The presentation is not the least vibrant aspect of this book of some 190 pages – plus a CD. While containing information on all the important personalities and events – with appropriate comment – the story is not over-stuffed with data. The photographs are plentiful, well-produced and, as far as I can ascertain, captioned accurately as well as clearly. The author even gives credit to those who have provided the photographs – which must be some sort of “first” in publishing.
Steve Alexander Smith, himself, is a 47 year-old medical laboratory scientist specialising in microbiology. He was born in Huddersfield to parents Bob and Icilda Smith. In his preface he states that “music was an important and integral part of the style of worship in black West Indian churches”, a contention which the story of this book fully bears out. Gospel singer and record company CEO, Noel Robinson reflects in his foreword that “I couldn’t help but feel that I’m standing on the shoulders of some of the greatest movers and shakers of the past generation”.
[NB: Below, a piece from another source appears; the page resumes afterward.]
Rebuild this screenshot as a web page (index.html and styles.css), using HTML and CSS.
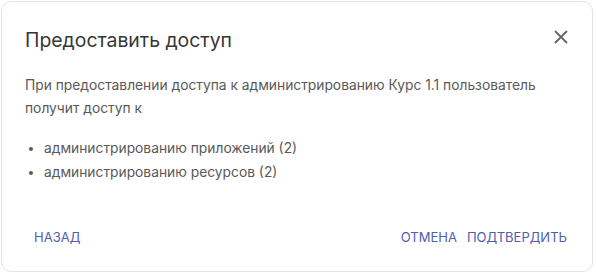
FILE: index.html
```html
<!DOCTYPE html>
<html lang="ru">
<head>
<meta charset="utf-8">
<link rel="stylesheet" href="styles.css">
</head>
<body>
<div class="dialog">
  <div class="header">
    <h2 class="title">Предоставить доступ</h2>
    <button class="close" aria-label="Закрыть">
      <svg width="14" height="14" viewBox="0 0 14 14"><path d="M1 1L13 13M13 1L1 13" stroke="#666" stroke-width="1.8" fill="none"/></svg>
    </button>
  </div>
  <div class="content">
    <p class="text">При предоставлении доступа к администрированию Курс 1.1 пользователь получит доступ к</p>
    <ul class="list">
      <li>администрированию приложений (2)</li>
      <li>администрированию ресурсов (2)</li>
    </ul>
  </div>
  <div class="actions">
    <button class="btn">НАЗАД</button>
    <div class="spacer"></div>
    <button class="btn">ОТМЕНА</button>
    <button class="btn">ПОДТВЕРДИТЬ</button>
  </div>
</div>
</body>
</html>
```
FILE: styles.css
```css
html, body { margin: 0; padding: 0; background: #fff; }
body { padding: 1px; font-family: Inter, "Noto Sans", sans-serif; }
.dialog {
  width: 592px; height: 271px; box-sizing: border-box;
  border: 1px solid #e3e3e3; border-radius: 10px;
  display: flex; flex-direction: column;
  background: #fff;
}
.header { display: flex; align-items: center; justify-content: space-between; padding: 26px 24px 0 23px; height: 30px; margin-top: -3px; }
.title { margin: 0; font-size: 19.4px; font-weight: 400; color: #363636; }
.close { border: 0; background: none; padding: 0; width: 14px; height: 14px; display: flex; margin-top: -7px; }
.content { padding: 19px 23px 0 23px; color: #595959; font-size: 13.8px; }
.text { margin: 0; line-height: 23px; }
.list { margin: 16px 0 0; padding-left: 19px; line-height: 24px; }
.actions { margin-top: auto; display: flex; align-items: center; padding: 0 20px 20px 27px; }
.spacer { flex: 1; }
.btn { border: 0; background: none; font-family: inherit; font-size: 13px; color: #4f5eb0; padding: 6px 5px; }
```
Further information may be obtained from:info@britishblackgospel.com
“Andy Go Joe
and the Broken Bike”
by Charmain Ingleton
illustrated by Severino Ribecca
“Andy Go Joe” is an easy to read story for children just starting out at school. It is told in simple sentences which can be read by children of 6 years-old and upwards and is printed in a version which are easy for little hands to hold. The story tells of an imaginative 10 year-old who gets into a number of crazy adventures with his best friend James. In this adventure they meet up with problems when they are sent to pick up some milk. The story and illustrations reflect a multi-cultural society.
The author, who began writing poems, stories and plays from an early age, was born in London and grew up in a small terraced house with her parents, grandparents and her brother and sister. Her first book, “People Like Me”, was published in 2009. Five further Andy Go Joe books have been written and awaited publication
Further information can be obtained from the official websites:
www.andygojoe.co.uk
www.andygojoe.com
Whispering Lies
By Cherry-Ann Carew
Our third book is different in that it is an E-book which can be read on line. Therefore there is no need for me to write a review as such but to direct you to the book itself. However I have prepared a review of a novel of over 300 pages which is parked by studied and imaginative characterisation and attention to detail concerning Lavina’s background in the Caribbean and developing relationship in this country. Unfortunately there has been a hitch in affixing in the correct mail address from which you can read Whispering Lies. We expect to have the situation corrected at which time we shall publish my review to go with the book. Than you, and the author, for your patience.